One sees similar process-clusters around code standards, documentation standards, testing, technical review, and so on. In nearly every case the solution is over-specified.

The tech stack is an another example of this. If I have a team writing a service, I want that team using their best technique to fill the need for the service. I don’t care what language they use anymore than I care what keyboards they use to type it in.

Now, if the source vault one didn’t bother you, this one may still raise hairs on the back of your neck. The argument for standardization is ever-present in these kinds of situations. It goes like this:

You must all use the exact same tools in the exact same way for all projects because that gives us 1) economies of scale, and 2) interchangeable parts, and 3) easier training.

Except, there are no economies of scale in software creation, "interchangeable parts" is the language of mechanics not humans, and learning a new language is the easy part of being a geek, compared with learning a new domain and learning a new culture.

And I’ll go further: when you do this, you’re placing one of the silliest bets humans can place: the bet that today is the smartest, most skilled, most knowledgable, and most technically advanced that you will ever be.

Specifying resolutions is far more "anti-change" than specifying needs. Both are fluid over time, but one is far more so than the other.

Pattern: Use the smallest value-chunks — steps of work — you can, each one of which can be completed separately, assessed separately, and harvested separately. This is the key to accepting and managing the inherent risk of software development.

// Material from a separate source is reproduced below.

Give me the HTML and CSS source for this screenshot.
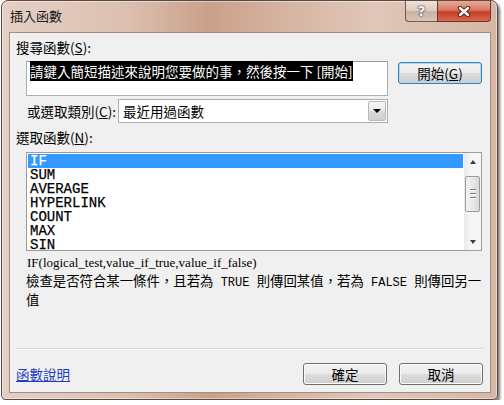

It might be that the most damaging concept in all of software development is "finish-line efficiency". This is the notion that all the value from a project derives from it reaching an endpoint, and that the best way to work is in a straight line of steps from start to finish.

The gist is to structure the work so that small amounts of work yield their value to us the moment they are done. We state the smallest possible need, seek the smallest possible resolution, ignore questions of efficiency or rework, cash it in. Rinse, lather, repeat.

At the org level, this means doing things like luring markets one improvement at a time. At the team level, it means working one story at a time. At the maker levle, it means working one test at a time.

At all three levels, it means assuming without hesitation that the resolution for today’s need will almost certainly require changes to resolve tomorrow’s need. We’re not seeking a finish line, we’re seeking a continuous influx of sustaining value.

Even if that makes sense to you as advice, you might still wonder what, exactly, it has to do with autonomy? It lowers the stakes. Lower stakes means less fear. Less fear means less need to control. Less need to control means more autonomy. More autonomy means more productivity.

Pattern: Support experimentation, even radical experimentation. Learn to design experiments, learn to propose them, box them, try them, assess them, ship them.

We’re talking here about moving ideas, not bricks. And we need idea-movers. But ideas in Platonic forms in abstract space are not nearly as valuable to us as ideas chugging around in the world.

One often sees ideas repressed because of the need for 1) permission and 2) consensus and 3) massive amounts of legwork to attain both. This is just another way "finish-line efficiency" slows us down.

We want the answer to every idea proposal to default to "Yes, how can we try that cheaply?"

So. There’s a lot to this autonomy advice. Specifying by need, harvesting value in chunks, trying lots of experiments. It fits in a sentence, but it doesn’t fit in a practice. Let’s talk about that for a second, then I’ll let you go. 🙂

A lot of what we’re talking about takes technique. I’m not talking about this at just the individual maker level. It needs technique at the team and the org level, too.

Conditioning customers to continuous improvement takes technique. Splitting needs into value-chunks takes technique. Splitting them further into stories takes technique. Enabling change in code takes technique.

The bad news is that the technique changes we have to make to boost our autonomy can be hard to learn. They are gradual, all the knobs a little, all the knobs a little. It’s not a boat we can turn around by instantly commanded change. (It’s about autonomy, after all.)

The good news is that there are people who have invested very heavily in knowing those techniques, knowing how and when to tweak the knobs, and knowing most especially how to harvest value during the steps rather than waiting for the finish line.

They’re called coaches.

When I go to raise the freedom of motion for teams — their sense of autonomy — I express needs as problems, not solutions. I emphasize value-harvestable steps to manage risk, embracing acceptance, next-stepping, and iteration, and I propose & accept lots of experiments.

Thanks for reading along! It’s a gray day in Virginia, but a warm one, and I’ve got a GeeKid zooming in for some help with his C++ homework here in a bit.

I hope you get a warm day with a chance to help one of your favorites, too!